_GIVEN INSTRUCTION_
Word for word, quote all of the material, omitting the pictures.

_PROVIDED DATA_
— Begin —

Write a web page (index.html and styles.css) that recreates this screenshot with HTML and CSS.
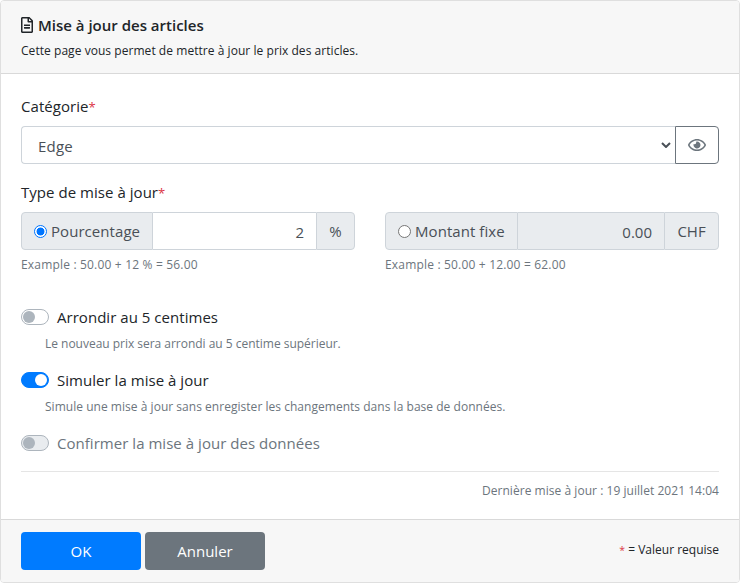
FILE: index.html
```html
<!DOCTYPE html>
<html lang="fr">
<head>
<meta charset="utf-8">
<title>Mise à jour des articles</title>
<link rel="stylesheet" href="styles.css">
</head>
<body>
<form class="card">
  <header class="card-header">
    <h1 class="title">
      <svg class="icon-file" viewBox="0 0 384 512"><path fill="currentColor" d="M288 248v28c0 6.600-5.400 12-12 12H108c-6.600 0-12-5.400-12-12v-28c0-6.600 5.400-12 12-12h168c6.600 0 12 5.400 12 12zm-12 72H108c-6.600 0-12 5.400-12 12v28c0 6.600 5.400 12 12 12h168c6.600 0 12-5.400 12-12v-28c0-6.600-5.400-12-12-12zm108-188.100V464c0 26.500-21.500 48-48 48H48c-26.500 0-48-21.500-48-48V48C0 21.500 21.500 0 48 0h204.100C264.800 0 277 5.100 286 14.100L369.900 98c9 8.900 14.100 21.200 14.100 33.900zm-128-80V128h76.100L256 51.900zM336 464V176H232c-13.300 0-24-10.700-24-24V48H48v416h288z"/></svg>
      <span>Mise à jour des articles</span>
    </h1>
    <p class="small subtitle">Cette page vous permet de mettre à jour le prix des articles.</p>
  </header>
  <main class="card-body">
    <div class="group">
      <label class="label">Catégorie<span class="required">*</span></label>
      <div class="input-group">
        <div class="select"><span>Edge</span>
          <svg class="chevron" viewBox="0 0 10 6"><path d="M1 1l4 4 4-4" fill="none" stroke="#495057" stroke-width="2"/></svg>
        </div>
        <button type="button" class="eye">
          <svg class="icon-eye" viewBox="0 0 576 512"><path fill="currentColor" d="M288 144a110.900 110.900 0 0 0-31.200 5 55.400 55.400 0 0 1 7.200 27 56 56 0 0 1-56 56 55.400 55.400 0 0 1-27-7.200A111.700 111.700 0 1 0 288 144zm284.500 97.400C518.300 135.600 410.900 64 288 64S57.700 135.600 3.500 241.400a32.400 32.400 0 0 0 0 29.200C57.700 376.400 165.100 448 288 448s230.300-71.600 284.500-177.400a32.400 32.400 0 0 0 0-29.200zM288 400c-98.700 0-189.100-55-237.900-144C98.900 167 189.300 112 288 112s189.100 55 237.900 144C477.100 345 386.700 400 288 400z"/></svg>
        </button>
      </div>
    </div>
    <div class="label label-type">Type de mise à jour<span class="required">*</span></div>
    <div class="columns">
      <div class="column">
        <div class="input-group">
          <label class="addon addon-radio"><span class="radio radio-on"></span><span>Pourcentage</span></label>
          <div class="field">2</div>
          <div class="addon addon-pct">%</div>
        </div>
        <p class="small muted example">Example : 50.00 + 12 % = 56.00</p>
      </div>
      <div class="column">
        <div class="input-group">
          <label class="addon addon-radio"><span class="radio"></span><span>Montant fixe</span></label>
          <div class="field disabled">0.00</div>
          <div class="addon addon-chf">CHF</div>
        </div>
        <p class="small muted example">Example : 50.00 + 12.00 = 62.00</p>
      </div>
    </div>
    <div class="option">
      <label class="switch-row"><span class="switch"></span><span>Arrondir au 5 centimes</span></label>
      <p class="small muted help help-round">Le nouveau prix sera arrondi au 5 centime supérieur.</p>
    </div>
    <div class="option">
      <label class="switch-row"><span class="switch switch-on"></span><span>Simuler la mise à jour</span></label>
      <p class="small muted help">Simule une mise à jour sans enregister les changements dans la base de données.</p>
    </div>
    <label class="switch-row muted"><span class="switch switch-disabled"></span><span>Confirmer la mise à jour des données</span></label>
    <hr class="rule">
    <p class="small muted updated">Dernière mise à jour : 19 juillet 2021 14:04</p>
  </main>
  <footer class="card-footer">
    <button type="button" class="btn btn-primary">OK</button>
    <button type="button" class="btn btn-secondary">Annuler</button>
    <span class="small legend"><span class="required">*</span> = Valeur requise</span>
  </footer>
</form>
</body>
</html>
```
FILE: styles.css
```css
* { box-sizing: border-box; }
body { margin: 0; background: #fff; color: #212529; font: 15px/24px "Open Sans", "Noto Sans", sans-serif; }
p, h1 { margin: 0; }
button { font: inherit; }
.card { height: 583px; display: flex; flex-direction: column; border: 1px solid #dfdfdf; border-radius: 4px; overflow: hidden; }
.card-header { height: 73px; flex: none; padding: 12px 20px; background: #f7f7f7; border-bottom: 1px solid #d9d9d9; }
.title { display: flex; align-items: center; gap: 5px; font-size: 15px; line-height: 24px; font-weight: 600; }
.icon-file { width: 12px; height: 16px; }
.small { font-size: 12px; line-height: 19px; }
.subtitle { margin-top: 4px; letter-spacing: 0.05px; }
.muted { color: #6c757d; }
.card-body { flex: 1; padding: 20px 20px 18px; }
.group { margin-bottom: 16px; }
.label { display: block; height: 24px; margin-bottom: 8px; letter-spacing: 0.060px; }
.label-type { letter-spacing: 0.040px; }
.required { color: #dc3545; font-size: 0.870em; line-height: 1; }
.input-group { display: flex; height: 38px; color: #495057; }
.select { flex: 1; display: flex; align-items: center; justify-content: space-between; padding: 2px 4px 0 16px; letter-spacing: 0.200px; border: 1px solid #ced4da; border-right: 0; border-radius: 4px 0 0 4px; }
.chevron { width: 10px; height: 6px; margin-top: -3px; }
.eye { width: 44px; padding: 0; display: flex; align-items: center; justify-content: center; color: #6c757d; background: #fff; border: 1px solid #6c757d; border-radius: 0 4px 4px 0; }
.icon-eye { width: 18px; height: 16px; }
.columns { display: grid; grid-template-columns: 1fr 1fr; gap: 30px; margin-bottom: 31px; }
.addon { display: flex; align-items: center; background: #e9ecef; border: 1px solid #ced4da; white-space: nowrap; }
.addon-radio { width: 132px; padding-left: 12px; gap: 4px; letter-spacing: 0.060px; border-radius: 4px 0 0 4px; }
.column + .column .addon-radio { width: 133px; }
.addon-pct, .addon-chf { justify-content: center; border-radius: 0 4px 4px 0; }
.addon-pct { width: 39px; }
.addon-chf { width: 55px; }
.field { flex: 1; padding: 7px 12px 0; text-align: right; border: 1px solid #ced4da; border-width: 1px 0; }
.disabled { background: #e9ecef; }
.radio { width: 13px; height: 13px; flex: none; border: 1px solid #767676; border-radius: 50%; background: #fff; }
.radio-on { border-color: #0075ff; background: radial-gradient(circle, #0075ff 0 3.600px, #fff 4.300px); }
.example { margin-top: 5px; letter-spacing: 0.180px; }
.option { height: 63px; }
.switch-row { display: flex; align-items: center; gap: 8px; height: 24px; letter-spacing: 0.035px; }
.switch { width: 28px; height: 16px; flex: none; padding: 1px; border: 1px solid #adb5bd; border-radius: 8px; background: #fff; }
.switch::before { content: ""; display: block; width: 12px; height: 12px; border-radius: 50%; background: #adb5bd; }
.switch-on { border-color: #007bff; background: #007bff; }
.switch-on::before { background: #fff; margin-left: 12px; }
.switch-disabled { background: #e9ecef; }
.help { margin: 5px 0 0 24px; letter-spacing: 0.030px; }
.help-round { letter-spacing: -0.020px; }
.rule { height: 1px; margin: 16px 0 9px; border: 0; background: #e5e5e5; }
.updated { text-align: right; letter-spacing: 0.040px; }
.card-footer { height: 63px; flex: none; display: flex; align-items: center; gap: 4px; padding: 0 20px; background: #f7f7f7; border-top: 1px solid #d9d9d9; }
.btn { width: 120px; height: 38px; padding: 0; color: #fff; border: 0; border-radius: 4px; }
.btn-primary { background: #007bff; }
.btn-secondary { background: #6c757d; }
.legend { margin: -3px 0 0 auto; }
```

— End —

_CORRECT ANSWER_
Write a web page (index.html and styles.css) that recreates this screenshot with HTML and CSS.
FILE: index.html
```html
<!DOCTYPE html>
<html lang="fr">
<head>
<meta charset="utf-8">
<title>Mise à jour des articles</title>
<link rel="stylesheet" href="styles.css">
</head>
<body>
<form class="card">
  <header class="card-header">
    <h1 class="title">
      <svg class="icon-file" viewBox="0 0 384 512"><path fill="currentColor" d="M288 248v28c0 6.600-5.400 12-12 12H108c-6.600 0-12-5.400-12-12v-28c0-6.600 5.400-12 12-12h168c6.600 0 12 5.400 12 12zm-12 72H108c-6.600 0-12 5.400-12 12v28c0 6.600 5.400 12 12 12h168c6.600 0 12-5.400 12-12v-28c0-6.600-5.400-12-12-12zm108-188.100V464c0 26.500-21.500 48-48 48H48c-26.500 0-48-21.500-48-48V48C0 21.500 21.500 0 48 0h204.100C264.800 0 277 5.100 286 14.100L369.900 98c9 8.900 14.100 21.200 14.100 33.900zm-128-80V128h76.100L256 51.900zM336 464V176H232c-13.300 0-24-10.700-24-24V48H48v416h288z"/></svg>
      <span>Mise à jour des articles</span>
    </h1>
    <p class="small subtitle">Cette page vous permet de mettre à jour le prix des articles.</p>
  </header>
  <main class="card-body">
    <div class="group">
      <label class="label">Catégorie<span class="required">*</span></label>
      <div class="input-group">
        <div class="select"><span>Edge</span>
          <svg class="chevron" viewBox="0 0 10 6"><path d="M1 1l4 4 4-4" fill="none" stroke="#495057" stroke-width="2"/></svg>
        </div>
        <button type="button" class="eye">
          <svg class="icon-eye" viewBox="0 0 576 512"><path fill="currentColor" d="M288 144a110.900 110.900 0 0 0-31.200 5 55.400 55.400 0 0 1 7.200 27 56 56 0 0 1-56 56 55.400 55.400 0 0 1-27-7.200A111.700 111.700 0 1 0 288 144zm284.500 97.400C518.300 135.600 410.900 64 288 64S57.700 135.600 3.500 241.400a32.400 32.400 0 0 0 0 29.200C57.700 376.400 165.100 448 288 448s230.300-71.600 284.500-177.400a32.400 32.400 0 0 0 0-29.200zM288 400c-98.700 0-189.100-55-237.900-144C98.900 167 189.300 112 288 112s189.100 55 237.900 144C477.100 345 386.700 400 288 400z"/></svg>
        </button>
      </div>
    </div>
    <div class="label label-type">Type de mise à jour<span class="required">*</span></div>
    <div class="columns">
      <div class="column">
        <div class="input-group">
          <label class="addon addon-radio"><span class="radio radio-on"></span><span>Pourcentage</span></label>
          <div class="field">2</div>
          <div class="addon addon-pct">%</div>
        </div>
        <p class="small muted example">Example : 50.00 + 12 % = 56.00</p>
      </div>
      <div class="column">
        <div class="input-group">
          <label class="addon addon-radio"><span class="radio"></span><span>Montant fixe</span></label>
          <div class="field disabled">0.00</div>
          <div class="addon addon-chf">CHF</div>
        </div>
        <p class="small muted example">Example : 50.00 + 12.00 = 62.00</p>
      </div>
    </div>
    <div class="option">
      <label class="switch-row"><span class="switch"></span><span>Arrondir au 5 centimes</span></label>
      <p class="small muted help help-round">Le nouveau prix sera arrondi au 5 centime supérieur.</p>
    </div>
    <div class="option">
      <label class="switch-row"><span class="switch switch-on"></span><span>Simuler la mise à jour</span></label>
      <p class="small muted help">Simule une mise à jour sans enregister les changements dans la base de données.</p>
    </div>
    <label class="switch-row muted"><span class="switch switch-disabled"></span><span>Confirmer la mise à jour des données</span></label>
    <hr class="rule">
    <p class="small muted updated">Dernière mise à jour : 19 juillet 2021 14:04</p>
  </main>
  <footer class="card-footer">
    <button type="button" class="btn btn-primary">OK</button>
    <button type="button" class="btn btn-secondary">Annuler</button>
    <span class="small legend"><span class="required">*</span> = Valeur requise</span>
  </footer>
</form>
</body>
</html>
```
FILE: styles.css
```css
* { box-sizing: border-box; }
body { margin: 0; background: #fff; color: #212529; font: 15px/24px "Open Sans", "Noto Sans", sans-serif; }
p, h1 { margin: 0; }
button { font: inherit; }
.card { height: 583px; display: flex; flex-direction: column; border: 1px solid #dfdfdf; border-radius: 4px; overflow: hidden; }
.card-header { height: 73px; flex: none; padding: 12px 20px; background: #f7f7f7; border-bottom: 1px solid #d9d9d9; }
.title { display: flex; align-items: center; gap: 5px; font-size: 15px; line-height: 24px; font-weight: 600; }
.icon-file { width: 12px; height: 16px; }
.small { font-size: 12px; line-height: 19px; }
.subtitle { margin-top: 4px; letter-spacing: 0.05px; }
.muted { color: #6c757d; }
.card-body { flex: 1; padding: 20px 20px 18px; }
.group { margin-bottom: 16px; }
.label { display: block; height: 24px; margin-bottom: 8px; letter-spacing: 0.060px; }
.label-type { letter-spacing: 0.040px; }
.required { color: #dc3545; font-size: 0.870em; line-height: 1; }
.input-group { display: flex; height: 38px; color: #495057; }
.select { flex: 1; display: flex; align-items: center; justify-content: space-between; padding: 2px 4px 0 16px; letter-spacing: 0.200px; border: 1px solid #ced4da; border-right: 0; border-radius: 4px 0 0 4px; }
.chevron { width: 10px; height: 6px; margin-top: -3px; }
.eye { width: 44px; padding: 0; display: flex; align-items: center; justify-content: center; color: #6c757d; background: #fff; border: 1px solid #6c757d; border-radius: 0 4px 4px 0; }
.icon-eye { width: 18px; height: 16px; }
.columns { display: grid; grid-template-columns: 1fr 1fr; gap: 30px; margin-bottom: 31px; }
.addon { display: flex; align-items: center; background: #e9ecef; border: 1px solid #ced4da; white-space: nowrap; }
.addon-radio { width: 132px; padding-left: 12px; gap: 4px; letter-spacing: 0.060px; border-radius: 4px 0 0 4px; }
.column + .column .addon-radio { width: 133px; }
.addon-pct, .addon-chf { justify-content: center; border-radius: 0 4px 4px 0; }
.addon-pct { width: 39px; }
.addon-chf { width: 55px; }
.field { flex: 1; padding: 7px 12px 0; text-align: right; border: 1px solid #ced4da; border-width: 1px 0; }
.disabled { background: #e9ecef; }
.radio { width: 13px; height: 13px; flex: none; border: 1px solid #767676; border-radius: 50%; background: #fff; }
.radio-on { border-color: #0075ff; background: radial-gradient(circle, #0075ff 0 3.600px, #fff 4.300px); }
.example { margin-top: 5px; letter-spacing: 0.180px; }
.option { height: 63px; }
.switch-row { display: flex; align-items: center; gap: 8px; height: 24px; letter-spacing: 0.035px; }
.switch { width: 28px; height: 16px; flex: none; padding: 1px; border: 1px solid #adb5bd; border-radius: 8px; background: #fff; }
.switch::before { content: ""; display: block; width: 12px; height: 12px; border-radius: 50%; background: #adb5bd; }
.switch-on { border-color: #007bff; background: #007bff; }
.switch-on::before { background: #fff; margin-left: 12px; }
.switch-disabled { background: #e9ecef; }
.help { margin: 5px 0 0 24px; letter-spacing: 0.030px; }
.help-round { letter-spacing: -0.020px; }
.rule { height: 1px; margin: 16px 0 9px; border: 0; background: #e5e5e5; }
.updated { text-align: right; letter-spacing: 0.040px; }
.card-footer { height: 63px; flex: none; display: flex; align-items: center; gap: 4px; padding: 0 20px; background: #f7f7f7; border-top: 1px solid #d9d9d9; }
.btn { width: 120px; height: 38px; padding: 0; color: #fff; border: 0; border-radius: 4px; }
.btn-primary { background: #007bff; }
.btn-secondary { background: #6c757d; }
.legend { margin: -3px 0 0 auto; }
```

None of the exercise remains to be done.